A crítica se apoia em dois pontos centrais: a comparação direta com atores humanos e a ausência de autorização legal para o uso de dados que teriam contribuído para a criação da personagem. Para o presidente do sindicato, Sean Astin, esse tipo de uso da IA “toma algo que não lhe pertence”, ao explorar materiais artísticos sem respeitar os direitos dos criadores.

"Atuação" da "atriz" Tilly Norwood em filme de época
Foto: Instagram | Reprodução

A criadora de Tilly, Eline Van der Velden, diretora da Particle6 Productions, rebateu as críticas. Segundo ela, trata-se de uma “nova forma de arte”, não de um substituto humano. Van der Velden informou que negocia com representantes da indústria audiovisual e que Tilly deve, em breve, ser vinculada a uma agência.

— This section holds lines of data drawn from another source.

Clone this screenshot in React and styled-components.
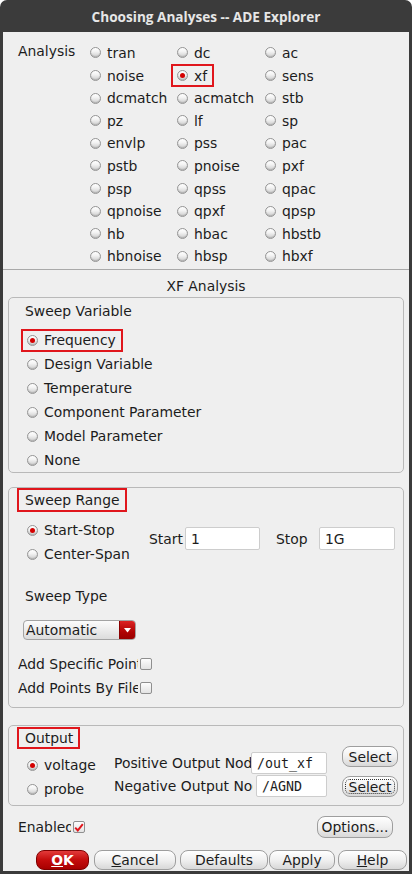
import React from "react";
import styled, { createGlobalStyle } from "styled-components";

const GlobalStyle = createGlobalStyle`
  html, body { margin: 0; padding: 0; background: #ffffff; }
  body { font-family: "DejaVu Sans", "Liberation Sans", sans-serif; }
  *, *::before, *::after { box-sizing: border-box; }
`;

const RED = "#e0161c";

const Window = styled.div`
  width: 412px;
  height: 874px;
  background: #3b3b3b;
  border-radius: 7px 7px 0 0;
  padding: 0 3px 3px 3px;
  display: flex;
  flex-direction: column;
`;

const TitleBar = styled.div`
  height: 32px;
  flex: none;
  display: flex;
  align-items: center;
  justify-content: center;
  padding-top: 1px;
  color: #e6e6e6;
  font-family: "Open Sans", "DejaVu Sans", sans-serif;
  font-weight: 700;
  font-size: 13.6px;
`;

const Body = styled.div`
  flex: 1;
  background: #efefef;
  display: flex;
  flex-direction: column;
  color: #1c1c1c;
  font-size: 13.9px;
`;

const AnalysisSection = styled.div`
  flex: none;
  height: 237px;
  display: flex;
  padding: 9.7px 0 0 15px;
`;

const SideLabel = styled.div`
  width: 66px;
  line-height: 22.6px;
  margin-top: -2px;
`;

const AnalysisGrid = styled.div`
  display: grid;
  grid-template-columns: 87px 88px 1fr;
  grid-auto-rows: 22.6px;
  align-items: center;
`;

const Separator = styled.div`
  flex: none;
  height: 1px;
  background: #a9a9a9;
`;

const SectionHeader = styled.div`
  flex: none;
  height: 27px;
  padding-top: 6px;
  line-height: 20px;
  text-align: center;
`;

const Group = styled.div`
  flex: none;
  margin: ${(p) => p.$mt || 0}px 5px 0 5px;
  height: ${(p) => p.$h}px;
  border: 1px solid #b9b9b9;
  border-radius: 5px;
  display: flex;
  flex-direction: column;
`;

const GroupTitle = styled.div`
  align-self: flex-start;
  height: ${(p) => p.$h}px;
  margin: ${(p) => p.$mt || 0}px 0 0 8px;
  padding: 0 5px 0 6px;
  display: flex;
  align-items: center;
  border: 2px solid ${(p) => (p.$marked ? RED : "transparent")};
`;

const Option = styled.label`
  justify-self: start;
  align-self: center;
  height: 23px;
  display: inline-flex;
  align-items: center;
  gap: 6px;
  padding: 0 5px 0 4px;
  white-space: nowrap;
  border: 2px solid ${(p) => (p.$marked ? RED : "transparent")};
`;

const RadioDot = styled.span`
  flex: none;
  width: 11px;
  height: 11px;
  border-radius: 50%;
  border: 1px solid #959595;
  background: linear-gradient(#ffffff, #f3f3f3 40%, #cdcdcd);
  box-shadow: inset 0 -1px 1px rgba(0, 0, 0, 0.15);
  display: flex;
  align-items: center;
  justify-content: center;
  &::after {
    content: "";
    width: 5px;
    height: 5px;
    border-radius: 50%;
    background: ${(p) => (p.$checked ? "#d40000" : "transparent")};
  }
`;

const RadioList = styled.div`
  margin: ${(p) => p.$mt || 0}px 0 0 12px;
  width: ${(p) => (p.$w ? `${p.$w}px` : "auto")};
  flex: none;
  display: flex;
  flex-direction: column;
`;

const ListRow = styled.div`
  height: 24px;
  display: flex;
  align-items: center;
`;

const Row = styled.div`
  flex: none;
  display: flex;
  align-items: flex-start;
  margin-top: ${(p) => p.$mt || 0}px;
`;

const FieldLabel = styled.span`
  width: ${(p) => p.$w}px;
  margin-left: ${(p) => p.$ml || 0}px;
  flex: none;
  white-space: nowrap;
  overflow: hidden;
`;

const FieldPair = styled.div`
  display: flex;
  align-items: center;
  height: 23px;
  margin-top: ${(p) => p.$mt || 0}px;
`;

const TextField = styled.div`
  flex: none;
  width: ${(p) => p.$w}px;
  height: ${(p) => p.$h || 23}px;
  margin-left: ${(p) => p.$ml || 0}px;
  padding: 0 0 0 5px;
  border: 1px solid #cdcdcd;
  border-radius: 2px;
  background: #ffffff;
  color: #1c1c1c;
  display: flex;
  align-items: center;
  white-space: pre;
  overflow: hidden;
  font-family: ${(p) => (p.$mono ? '"DejaVu Sans Mono", monospace' : '"DejaVu Sans", sans-serif')};
  font-size: ${(p) => (p.$mono ? "13.3px" : "13.9px")};
`;

const PlainLabel = styled.div`
  flex: none;
  line-height: 20px;
  margin: ${(p) => p.$mt || 0}px 0 0 16px;
`;

const Combo = styled.div`
  flex: none;
  align-self: flex-start;
  display: flex;
  width: 113px;
  height: 20px;
  margin: 14px 0 0 14px;
  border: 1px solid #a3a3a3;
  border-radius: 4px;
  overflow: hidden;
  background: linear-gradient(#fcfcfc, #ececec 50%, #dcdcdc);
`;

const ComboText = styled.span`
  flex: 1;
  padding-left: 2px;
  line-height: 18px;
`;

const ComboArrow = styled.span`
  width: 16px;
  flex: none;
  display: flex;
  align-items: center;
  justify-content: center;
  background: linear-gradient(#dc2424, #b00404 60%, #9a0000);
  border-left: 1px solid #8a0000;
`;

const CheckRow = styled.div`
  flex: none;
  height: 24px;
  display: flex;
  align-items: center;
  margin: ${(p) => p.$mt || 0}px 0 0 9px;
`;

const CheckBox = styled.span`
  flex: none;
  width: 12px;
  height: 12px;
  margin-left: ${(p) => p.$ml || 0}px;
  border: 1px solid #8f8f8f;
  border-radius: 2px;
  background: linear-gradient(#fdfdfd, #e3e3e3);
  display: flex;
  align-items: center;
  justify-content: center;
`;

const NodeGrid = styled.div`
  display: flex;
  flex-direction: column;
  margin-top: 3px;
`;

const NodeRow = styled.div`
  display: flex;
  align-items: center;
  height: 22px;
  margin-top: ${(p) => p.$mt || 0}px;
`;

const ButtonStack = styled.div`
  display: flex;
  flex-direction: column;
  margin: -3px 0 0 15px;
`;

const PushButton = styled.button`
  flex: none;
  width: ${(p) => p.$w}px;
  height: ${(p) => p.$h || 20}px;
  margin: ${(p) => p.$mt || 0}px ${(p) => p.$mr || 0}px 0 ${(p) => p.$ml || 0}px;
  padding: 0;
  border: 1px solid ${(p) => (p.$primary ? "#7e0000" : "#9e9e9e")};
  border-radius: 8px;
  background: ${(p) =>
    p.$primary
      ? "linear-gradient(#e23a3a, #c40c0c 50%, #a80000)"
      : "linear-gradient(#ffffff, #f0f0f0 50%, #d8d8d8)"};
  color: ${(p) => (p.$primary ? "#ffffff" : "#1c1c1c")};
  font-family: "DejaVu Sans", sans-serif;
  font-size: 13.9px;
  font-weight: ${(p) => (p.$primary ? 700 : 400)};
  display: flex;
  align-items: center;
  justify-content: center;
  outline: ${(p) => (p.$focused ? "1px dotted #333" : "none")};
  outline-offset: -4px;
`;

const FooterRow = styled.div`
  flex: none;
  display: flex;
  align-items: center;
  height: 22px;
  margin-top: 10px;
  padding-left: 15px;
`;

const ButtonBar = styled.div`
  flex: none;
  display: flex;
  height: 20px;
  margin-top: 12px;
  padding-left: 33px;
`;

const Spacer = styled.div`
  flex: 1;
`;

function Radio({ label, checked, marked }) {
  return (
    <Option $marked={marked}>
      <RadioDot $checked={checked} />
      {label}
    </Option>
  );
}

const analyses = [
  ["tran", "dc", "ac"],
  ["noise", "xf", "sens"],
  ["dcmatch", "acmatch", "stb"],
  ["pz", "lf", "sp"],
  ["envlp", "pss", "pac"],
  ["pstb", "pnoise", "pxf"],
  ["psp", "qpss", "qpac"],
  ["qpnoise", "qpxf", "qpsp"],
  ["hb", "hbac", "hbstb"],
  ["hbnoise", "hbsp", "hbxf"],
];

const sweepVars = [
  "Frequency",
  "Design Variable",
  "Temperature",
  "Component Parameter",
  "Model Parameter",
  "None",
];

export default function App() {
  return (
    <>
      <GlobalStyle />
      <Window>
        <TitleBar>Choosing Analyses -- ADE Explorer</TitleBar>
        <Body>
          <AnalysisSection>
            <SideLabel>Analysis</SideLabel>
            <AnalysisGrid>
              {analyses.flat().map((a) => (
                <Radio key={a} label={a} checked={a === "xf"} marked={a === "xf"} />
              ))}
            </AnalysisGrid>
          </AnalysisSection>
          <Separator />
          <SectionHeader>XF Analysis</SectionHeader>

          <Group $h={176}>
            <GroupTitle $h={24} $mt={1}>Sweep Variable</GroupTitle>
            <RadioList $mt={5}>
              {sweepVars.map((v, i) => (
                <ListRow key={v}>
                  <Radio label={v} checked={i === 0} marked={i === 0} />
                </ListRow>
              ))}
            </RadioList>
          </Group>

          <Group $h={221} $mt={14}>
            <GroupTitle $h={24} $marked>Sweep Range</GroupTitle>
            <Row $mt={6}>
              <RadioList $w={128}>
                <ListRow>
                  <Radio label="Start-Stop" checked />
                </ListRow>
                <ListRow>
                  <Radio label="Center-Span" />
                </ListRow>
              </RadioList>
              <FieldPair $mt={9}>
                <FieldLabel $w={36}>Start</FieldLabel>
                <TextField $w={75}>1</TextField>
                <FieldLabel $w={43} $ml={16}>Stop</FieldLabel>
                <TextField $w={76}>1G</TextField>
              </FieldPair>
            </Row>
            <PlainLabel $mt={20}>Sweep Type</PlainLabel>
            <Combo>
              <ComboText>Automatic</ComboText>
              <ComboArrow>
                <svg width="7" height="5" viewBox="0 0 7 5">
                  <path d="M0 0 H7 L3.5 4.5 Z" fill="#ffffff" />
                </svg>
              </ComboArrow>
            </Combo>
            <CheckRow $mt={12}>
              <FieldLabel $w={120}>Add Specific Points</FieldLabel>
              <CheckBox $ml={2} />
            </CheckRow>
            <CheckRow>
              <FieldLabel $w={120}>Add Points By File</FieldLabel>
              <CheckBox $ml={2} />
            </CheckRow>
          </Group>

          <Group $h={81} $mt={17}>
            <GroupTitle $h={22} $mt={1} $marked>Output</GroupTitle>
            <Row>
              <RadioList $w={93} $mt={4}>
                <ListRow>
                  <Radio label="voltage" checked />
                </ListRow>
                <ListRow>
                  <Radio label="probe" />
                </ListRow>
              </RadioList>
              <NodeGrid>
                <NodeRow>
                  <FieldLabel $w={137}>Positive Output Node</FieldLabel>
                  <TextField $w={76} $h={22} $mono>/out_xf</TextField>
                </NodeRow>
                <NodeRow $mt={1}>
                  <FieldLabel $w={139}>Negative Output Node</FieldLabel>
                  <TextField $w={71} $h={22} $ml={3} $mono>/AGND</TextField>
                </NodeRow>
              </NodeGrid>
              <ButtonStack>
                <PushButton $w={56} $h={21}>Select</PushButton>
                <PushButton $w={56} $h={21} $mt={9} $focused>Select</PushButton>
              </ButtonStack>
            </Row>
          </Group>

          <FooterRow>
            <FieldLabel $w={53}>Enabled</FieldLabel>
            <CheckBox $ml={2}>
              <svg width="10" height="9" viewBox="0 0 10 9">
                <path d="M1.2 4.6 L3.8 7.4 L8.8 1.2" fill="none" stroke="#e0161c" strokeWidth="2" />
              </svg>
            </CheckBox>
            <Spacer />
            <PushButton $w={76} $h={22} $mr={16}>Options...</PushButton>
          </FooterRow>

          <ButtonBar>
            <PushButton $w={53} $primary>
              <u>O</u>K
            </PushButton>
            <PushButton $w={82} $ml={5}>
              <u>C</u>ancel
            </PushButton>
            <PushButton $w={88} $ml={4}>Defaults</PushButton>
            <PushButton $w={66} $ml={1}>Apply</PushButton>
            <PushButton $w={69} $ml={3}>
              <u>H</u>elp
            </PushButton>
          </ButtonBar>
        </Body>
      </Window>
    </>
  );
}
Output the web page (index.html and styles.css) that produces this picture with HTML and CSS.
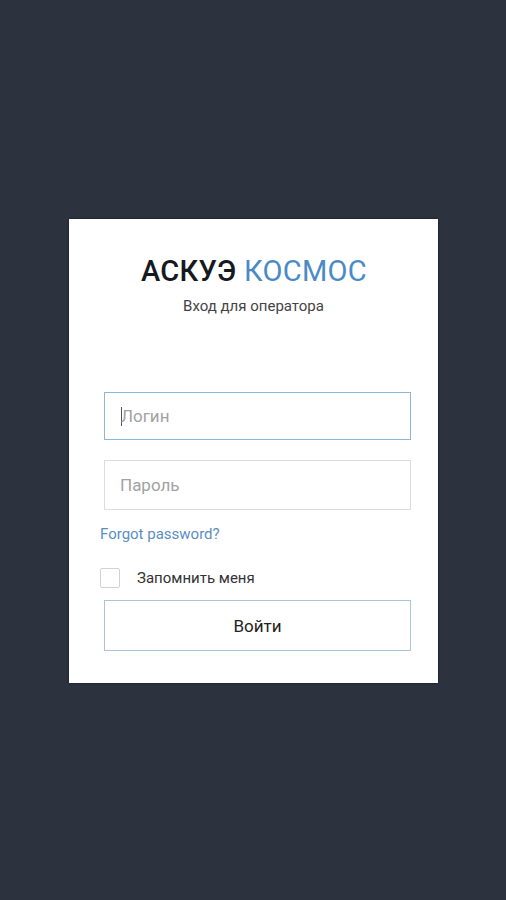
FILE: index.html
```html
<!DOCTYPE html>
<html lang="ru">
<head>
  <meta charset="UTF-8">
  <meta name="viewport" content="width=device-width, initial-scale=1.0">
  <title>АСКУЭ КОСМОС</title>
  <link rel="stylesheet" href="styles.css">
</head>
<body>
  <div class="login">
    <h1><span class="brand">АСКУЭ</span> <span class="accent">КОСМОС</span></h1>
    <p class="subtitle">Вход для оператора</p>

    <form class="login-form">
      <div class="field focused"><span class="caret"></span><span class="placeholder">Логин</span></div>
      <div class="field"><span class="placeholder">Пароль</span></div>
      <a class="forgot" href="#">Forgot password?</a>
      <label class="remember">
        <span class="checkbox"></span>
        <span>Запомнить меня</span>
      </label>
      <button type="button">Войти</button>
    </form>
  </div>
</body>
</html>
```

FILE: styles.css
```css
body {
  font-family: Roboto, "Noto Sans", Arial, sans-serif;
  background-color: #2c333e;
  margin: 0;
  padding: 219px 0 0 69px;
  height: 900px;
  box-sizing: border-box;
}
.login {
  width: 369px;
  height: 464px;
  box-sizing: border-box;
  background-color: #fff;
  padding: 36px 27px 0 31px;
  box-shadow: 0 0 2px rgba(0, 0, 0, 0.6);
}
h1 {
  margin: 0;
  text-align: center;
  font-size: 29px;
  font-weight: 500;
  line-height: 32px;
  letter-spacing: 0.3px;
  padding-right: 3px;
}
.brand {
  color: #16191d;
}
.accent {
  color: #4a8ac6;
  font-weight: 400;
}
.subtitle {
  margin: 10px 0 0;
  text-align: center;
  font-size: 15px;
  color: #444;
  padding-right: 4px;
}
.login-form {
  margin-top: 77px;
  display: flex;
  flex-direction: column;
}
.field {
  margin-left: 4px;
  height: 48px;
  border: 1px solid #dcdcdc;
  display: flex;
  align-items: center;
  padding-left: 15px;
  box-sizing: border-box;
  font-size: 17px;
  color: #a2a2a2;
}
.field + .field {
  margin-top: 20px;
  height: 50px;
}
.field.focused {
  border-color: #8fb5d6;
  padding-left: 16px;
}
.caret {
  width: 1px;
  height: 19px;
  background-color: #555;
  margin-right: -1px;
}
.forgot {
  margin-top: 15px;
  font-size: 15px;
  color: #5a8ec0;
  text-decoration: none;
}
.remember {
  margin-top: 25px;
  display: flex;
  align-items: center;
  font-size: 15px;
  color: #333;
}
.checkbox {
  width: 18px;
  height: 18px;
  border: 1px solid #d2d2d2;
  border-radius: 2px;
  margin-right: 17px;
}
button {
  margin: 12px 0 0 4px;
  height: 51px;
  border: 1px solid #a9c3d8;
  background-color: #fff;
  font-family: inherit;
  font-size: 17px;
  color: #222;
  cursor: pointer;
}
```
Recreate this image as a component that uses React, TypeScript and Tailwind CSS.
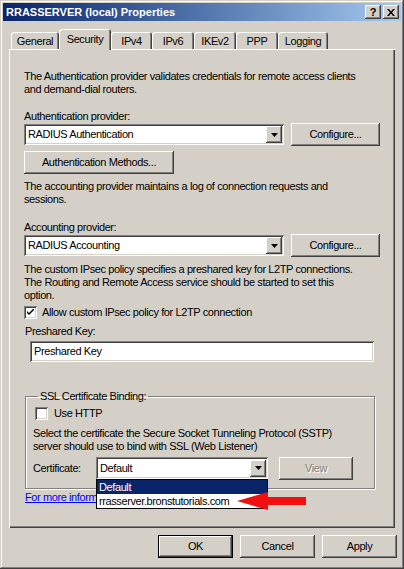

Segundo ela, Tilly Norwood não foi concebida para substituir atores humanos, mas sim como “uma obra criativa” ou ferramenta artística -- similar ao papel da animação ou CGI no cinema. Ela também declarou intenção de que Tilly chegue ao nível de estrelas como Scarlett Johansson ou Natalie Portman. 

Outra declaração impactante é a de que o uso de Tilly poderia reduzir custos de produção em até 90% -- embora isso seja contestado por críticos que lembram que a infraestrutura de IA, treinamentos e licenciamento também têm custos elevados.

Muitos artistas se manifestaram contra a personagem. Alguns sugeriram boicotar qualquer empresa que venha a representar Tilly. Especialistas também levantaram dúvidas sobre o potencial de sucesso de figuras sintéticas no mercado, argumentando que a conexão com o público ainda depende da construção de base de fãs -- algo que atores humanos cultivam ao longo do tempo.

A controvérsia reacendeu preocupações que marcaram a greve de atores em 2023, motivada justamente pelo uso de IA nas produções audiovisuais. O movimento, que resultou em novas regras para proteger o trabalho artístico, teve como uma de suas principais bandeiras a exigência de consentimento para o uso de imagem, voz e estilo dos profissionais pela tecnologia.

Desafios legais e éticos

Direitos de imagem e personalidade: if partes do rosto ou expressões de Tilly foram construídas por meio de dados visuais ou artísticos de atores reais, surgem questões de uso sem consentimento. 

Autenticidade e experiência humana: muitos sustêm que um ator de carne e osso carrega bagagem emocional, vivência e intuição -- elementos difíceis de reproduzir por IA. 

Impacto no mercado de trabalho artístico: a adoção indiscriminada de atores IA pode reduzir oportunidades, especialmente para talentos emergentes. 

Transparência e regulamentação: a indústria e os sindicatos debatem quais salvaguardas implementar para que o uso de IA em entretenimento seja ético e respeite direitos dos criativos humanos.